Please note that most German courts tend to be critical regarding forum shopping and assuming their own jurisdiction. Thus, an insolvency filing of a foreign debtor in Germany must be well prepared and should provide detailed information/reasoning regarding the German COMI / jurisdiction.
How are groups of companies treated on the restructuring or insolvency of one or more members of that group? Is there scope for cooperation between office holders?
“One debtor, one estate, one procedure” – this characterizes one of the main principles of German insolvency law. Affiliated companies that are in distress and/or insolvent are generally liquidated or restructured in separate proceedings.
However, the Insolvency Proceedings of Corporate Groups Improvement Act (Gesetz zur Erleichterung der Bewältigung von Konzerninsolvenzen) came into force in 2018 and allows for concentration of group insolvencies (at least for group companies with their COMI in Germany) in the same competent court, with the same judge and the same (preliminary) insolvency administrator.
In addition, so-called coordination proceedings (Koordinationsverfahren) have been enacted as an additional option for group insolvencies. In case different insolvency administrators or monitors have been appointed, these proceedings allow appointing a coordinator of proceedings (Verfahrenskoordinator) who can draw up a coordination plan for the group as a whole in order to ensure concerted restructuring or liquidation measures. In cross-border group insolvencies, the involved insolvency administrators often enter into so-called protocols which can serve a similar purpose.
These new German rules confirm and further facilitate what had been common practice in many insolvency proceedings regarding group companies anyway. They do not change the basic principle that the insolvency proceedings regarding one debtor have to achieve the best results for this debtor’s creditors.
Is it a debtor or creditor friendly jurisdiction?
On the one hand, German insolvency law is creditor friendly. As examples:
- Pursuant to Sec. 1 Insolvency Code, the main purpose of the German Insolvency Code is the joint satisfaction of the creditors.
- German law honors creditors’ security rights
- Creditors have a decisive role via the creditors’ assembly and the creditors’ committee (see Question 11) and can influence the outcome of the proceedings.

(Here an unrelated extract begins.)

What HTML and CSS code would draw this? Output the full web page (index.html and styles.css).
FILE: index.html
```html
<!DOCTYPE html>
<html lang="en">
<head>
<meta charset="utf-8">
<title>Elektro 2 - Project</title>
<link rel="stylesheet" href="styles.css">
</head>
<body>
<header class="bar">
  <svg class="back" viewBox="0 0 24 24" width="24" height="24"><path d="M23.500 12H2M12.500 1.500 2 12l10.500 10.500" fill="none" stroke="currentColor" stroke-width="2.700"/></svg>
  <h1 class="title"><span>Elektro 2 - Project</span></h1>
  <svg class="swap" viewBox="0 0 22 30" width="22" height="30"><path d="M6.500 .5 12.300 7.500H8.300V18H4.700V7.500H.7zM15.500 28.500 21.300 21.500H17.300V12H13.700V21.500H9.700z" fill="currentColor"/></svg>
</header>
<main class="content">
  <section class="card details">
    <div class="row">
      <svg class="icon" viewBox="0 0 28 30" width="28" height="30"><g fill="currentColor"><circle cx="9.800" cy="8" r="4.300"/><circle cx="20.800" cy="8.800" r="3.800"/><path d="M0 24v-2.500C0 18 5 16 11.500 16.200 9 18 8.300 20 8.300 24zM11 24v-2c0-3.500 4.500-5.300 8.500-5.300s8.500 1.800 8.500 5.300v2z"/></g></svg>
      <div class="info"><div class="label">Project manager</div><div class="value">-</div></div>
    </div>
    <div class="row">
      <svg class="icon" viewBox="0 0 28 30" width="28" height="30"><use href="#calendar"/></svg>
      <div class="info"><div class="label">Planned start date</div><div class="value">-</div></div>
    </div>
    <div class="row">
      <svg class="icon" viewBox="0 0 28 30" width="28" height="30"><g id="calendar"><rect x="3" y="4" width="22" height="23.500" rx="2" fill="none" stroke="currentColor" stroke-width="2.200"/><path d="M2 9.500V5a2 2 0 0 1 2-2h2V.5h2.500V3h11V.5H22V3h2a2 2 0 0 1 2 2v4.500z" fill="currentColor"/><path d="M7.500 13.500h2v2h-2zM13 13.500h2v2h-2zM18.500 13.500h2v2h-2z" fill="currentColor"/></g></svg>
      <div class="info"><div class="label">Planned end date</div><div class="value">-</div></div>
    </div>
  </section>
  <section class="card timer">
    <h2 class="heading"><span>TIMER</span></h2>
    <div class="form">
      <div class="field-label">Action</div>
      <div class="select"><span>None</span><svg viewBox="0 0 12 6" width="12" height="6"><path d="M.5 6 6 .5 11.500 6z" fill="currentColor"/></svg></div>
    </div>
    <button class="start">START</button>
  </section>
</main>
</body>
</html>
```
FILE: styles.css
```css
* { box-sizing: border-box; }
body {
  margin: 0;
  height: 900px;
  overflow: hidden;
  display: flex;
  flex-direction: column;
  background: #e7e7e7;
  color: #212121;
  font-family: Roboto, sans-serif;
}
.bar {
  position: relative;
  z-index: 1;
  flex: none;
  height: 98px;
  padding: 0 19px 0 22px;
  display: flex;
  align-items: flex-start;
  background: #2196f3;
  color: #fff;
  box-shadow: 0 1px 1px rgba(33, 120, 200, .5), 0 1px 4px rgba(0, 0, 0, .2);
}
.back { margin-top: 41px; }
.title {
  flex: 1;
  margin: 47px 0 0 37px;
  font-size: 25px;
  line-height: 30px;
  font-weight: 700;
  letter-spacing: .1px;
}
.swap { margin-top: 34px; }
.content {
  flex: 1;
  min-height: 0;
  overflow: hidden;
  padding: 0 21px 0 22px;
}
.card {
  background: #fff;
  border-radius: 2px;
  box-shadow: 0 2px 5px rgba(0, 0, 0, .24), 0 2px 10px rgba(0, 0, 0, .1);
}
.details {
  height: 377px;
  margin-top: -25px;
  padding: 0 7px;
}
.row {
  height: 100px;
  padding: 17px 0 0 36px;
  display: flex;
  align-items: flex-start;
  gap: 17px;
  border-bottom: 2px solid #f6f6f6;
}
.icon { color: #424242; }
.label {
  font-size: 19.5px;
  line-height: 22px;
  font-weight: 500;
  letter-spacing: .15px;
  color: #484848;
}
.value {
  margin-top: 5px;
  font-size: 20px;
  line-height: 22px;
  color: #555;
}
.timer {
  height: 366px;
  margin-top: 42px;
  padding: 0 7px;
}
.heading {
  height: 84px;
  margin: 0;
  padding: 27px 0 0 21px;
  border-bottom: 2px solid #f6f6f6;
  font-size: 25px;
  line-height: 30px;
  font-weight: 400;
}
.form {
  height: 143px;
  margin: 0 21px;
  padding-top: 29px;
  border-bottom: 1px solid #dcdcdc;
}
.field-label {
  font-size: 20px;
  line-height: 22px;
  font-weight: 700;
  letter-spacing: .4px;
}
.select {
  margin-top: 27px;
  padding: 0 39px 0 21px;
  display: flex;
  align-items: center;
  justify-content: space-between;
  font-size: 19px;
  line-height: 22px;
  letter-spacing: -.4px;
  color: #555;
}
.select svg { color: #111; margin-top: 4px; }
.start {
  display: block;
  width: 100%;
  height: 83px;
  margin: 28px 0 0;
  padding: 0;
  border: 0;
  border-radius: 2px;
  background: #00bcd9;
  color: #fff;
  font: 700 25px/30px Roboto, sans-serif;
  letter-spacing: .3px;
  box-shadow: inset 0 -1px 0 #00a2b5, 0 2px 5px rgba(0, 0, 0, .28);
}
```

However, on the other hand, the German jurisdiction provides for rules which certainly allow debtors to restructure their business. In response to cases of forum shopping and political discussions at the EU level, German law has become more debtor friendly and this tendency will continue. ). In March 2019, the European Parliament adopted a directive on the preventive restructuring framework. The aim of this directive is to simplify corporate restructurings prior to an insolvency. After approval by the Council and publication in the Official Journal, the national legislators have two years to transpose the Directive into national law. The German transposition of this directive will most likely lead to a more debtor friendly pre-insolvency restructuring. However, any such pre-insolvency restructuring will finally also require the majority vote of the involved creditor classes.

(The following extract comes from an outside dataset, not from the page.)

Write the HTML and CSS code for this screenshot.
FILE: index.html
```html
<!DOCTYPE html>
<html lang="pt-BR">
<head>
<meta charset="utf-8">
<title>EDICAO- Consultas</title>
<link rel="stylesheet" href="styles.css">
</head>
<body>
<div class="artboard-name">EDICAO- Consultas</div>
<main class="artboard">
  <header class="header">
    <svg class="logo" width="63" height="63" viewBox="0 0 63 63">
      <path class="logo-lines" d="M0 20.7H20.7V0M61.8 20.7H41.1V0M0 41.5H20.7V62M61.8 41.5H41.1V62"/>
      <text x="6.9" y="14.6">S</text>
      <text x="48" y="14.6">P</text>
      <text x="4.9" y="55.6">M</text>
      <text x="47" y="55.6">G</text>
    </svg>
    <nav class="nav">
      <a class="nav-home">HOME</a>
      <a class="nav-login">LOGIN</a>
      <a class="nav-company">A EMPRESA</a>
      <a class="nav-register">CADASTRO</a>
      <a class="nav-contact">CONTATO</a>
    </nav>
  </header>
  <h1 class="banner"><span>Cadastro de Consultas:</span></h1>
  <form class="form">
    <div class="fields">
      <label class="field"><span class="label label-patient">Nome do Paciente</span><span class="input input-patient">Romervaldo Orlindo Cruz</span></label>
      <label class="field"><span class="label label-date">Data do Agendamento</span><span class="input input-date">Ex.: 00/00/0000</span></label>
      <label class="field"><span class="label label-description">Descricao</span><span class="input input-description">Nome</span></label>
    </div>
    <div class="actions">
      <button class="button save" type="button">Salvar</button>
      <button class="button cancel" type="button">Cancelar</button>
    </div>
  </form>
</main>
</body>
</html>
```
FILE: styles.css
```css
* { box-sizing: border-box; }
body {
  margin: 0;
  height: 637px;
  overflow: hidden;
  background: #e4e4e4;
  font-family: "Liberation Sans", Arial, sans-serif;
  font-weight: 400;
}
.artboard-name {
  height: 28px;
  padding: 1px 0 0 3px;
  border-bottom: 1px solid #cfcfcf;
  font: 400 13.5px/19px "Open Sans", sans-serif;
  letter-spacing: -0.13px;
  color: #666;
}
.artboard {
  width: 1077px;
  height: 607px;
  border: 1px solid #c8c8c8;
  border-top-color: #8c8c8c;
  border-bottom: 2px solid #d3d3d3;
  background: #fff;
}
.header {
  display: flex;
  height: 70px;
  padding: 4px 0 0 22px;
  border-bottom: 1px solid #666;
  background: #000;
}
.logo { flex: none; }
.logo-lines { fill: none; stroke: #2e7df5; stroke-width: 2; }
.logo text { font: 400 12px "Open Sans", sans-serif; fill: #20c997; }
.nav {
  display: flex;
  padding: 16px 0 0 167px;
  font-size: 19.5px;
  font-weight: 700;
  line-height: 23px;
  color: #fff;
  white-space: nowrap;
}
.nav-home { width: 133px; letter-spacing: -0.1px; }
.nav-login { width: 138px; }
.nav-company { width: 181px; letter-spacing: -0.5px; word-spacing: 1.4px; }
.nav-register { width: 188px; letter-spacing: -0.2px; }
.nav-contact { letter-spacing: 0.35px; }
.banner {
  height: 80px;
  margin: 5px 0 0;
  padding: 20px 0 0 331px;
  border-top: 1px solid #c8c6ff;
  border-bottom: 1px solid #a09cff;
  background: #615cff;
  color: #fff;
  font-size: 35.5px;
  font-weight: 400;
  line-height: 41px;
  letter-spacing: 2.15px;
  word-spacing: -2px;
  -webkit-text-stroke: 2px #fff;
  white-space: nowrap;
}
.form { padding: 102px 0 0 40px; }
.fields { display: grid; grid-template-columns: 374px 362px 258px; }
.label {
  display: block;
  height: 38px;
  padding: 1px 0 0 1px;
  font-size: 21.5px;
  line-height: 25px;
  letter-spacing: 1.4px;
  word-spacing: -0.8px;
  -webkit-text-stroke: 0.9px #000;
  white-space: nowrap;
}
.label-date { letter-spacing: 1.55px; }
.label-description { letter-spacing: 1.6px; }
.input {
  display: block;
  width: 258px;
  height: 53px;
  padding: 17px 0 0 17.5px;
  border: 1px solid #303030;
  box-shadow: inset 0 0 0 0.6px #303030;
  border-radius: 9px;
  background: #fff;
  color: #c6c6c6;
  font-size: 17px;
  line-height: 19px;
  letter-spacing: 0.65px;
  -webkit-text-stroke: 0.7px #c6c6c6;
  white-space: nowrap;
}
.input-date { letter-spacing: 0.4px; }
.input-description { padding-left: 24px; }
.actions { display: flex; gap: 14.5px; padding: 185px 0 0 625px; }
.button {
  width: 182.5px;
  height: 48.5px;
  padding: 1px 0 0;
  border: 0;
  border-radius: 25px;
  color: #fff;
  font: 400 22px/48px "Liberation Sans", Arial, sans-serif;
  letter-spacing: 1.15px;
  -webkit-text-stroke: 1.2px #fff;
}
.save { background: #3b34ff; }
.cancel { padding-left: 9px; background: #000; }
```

Do sociopolitical factors give additional influence to certain stakeholders in restructurings or insolvencies in the jurisdiction (e.g. pressure around employees or pensions)? What role does the state play in relation to a distressed business (e.g. availability of state support)?
Generally the state does not influence the affairs of a private company in distress in the course of a liquidation or restructuring and remains in a neutral position in the vast majority of cases. However, as recent events and cases of companies in distress have shown (e.g. AirBerlin), the sociopolitical and economic significance of a company can cause the state to take action, by means such as granting new financing on short notice in order to avoid major structural ramifications for the relevant region and municipalities.
Distressed businesses can apply for state subsidies (subject to EU state aid control) or special situation loans backed by state-owned banks provided they can present a sound restructuring plan.
What are the greatest barriers to efficient and effective restructurings and insolvencies in the jurisdiction? Are there any proposals for reform to counter any such barriers?
The German insolvency law has been consistently improved (most recently by new rules regarding group insolvencies (see Question 18) and been most recently officially reviewed by the federal government and legislator. The team of experts consulted by the Federal Government have come to the result that the improvements introduced have largely been perceived as positive in practice and that a return to the old law is not necessary. In particular, the insolvency plan procedure is essentially working well. The practical scope of application for plan solutions has expanded considerably. The experts’ report proposes amendments only in some minor respects. In particular, without limitation, the report suggests a higher concentration of insolvency courts particularly for restructuring proceedings and a higher specialisation as well as better education/preparation of insolvency judges regarding restructurings.Restructuring proceedings prior to insolvency or in the form of an insolvency plan proceedings frequently require the (partial) waiver of creditor claims that are not or not fully recoverable. Under the former German tax laws, such waivers triggered taxable profits. The German legislator reacted to this and - after carrying out the notification procedure of the European Commission - passed a law on the tax exemption of restructuring profits (§ 3a EStG). Thus, this barrier has also been removed in Germany recently.
Another barrier can constitute the fact that restructuring measures outside of insolvency proceedings sometimes fail due to the lack of approval by individual creditors. So far, interventions in creditors’ rights against their will are only permitted in insolvency proceedings which themselves trigger some disadvantages like the costs of the proceedings, the negative impact on the debtor’s reputation and its business. In this regard, however, an EU directive coming into force soon will lead to an improvement: The European Parliament adopted a "Directive on preventive restructuring frameworks, second chance and measures to improve the efficiency of restructuring, insolvency and asset relief procedures" in March 2019. The transposition of these rules into German law will allow for setting up a privy restructuring plan affecting only certain classes of creditors and taking restructuring measures based on a majority vote of the affected creditors at an early stage.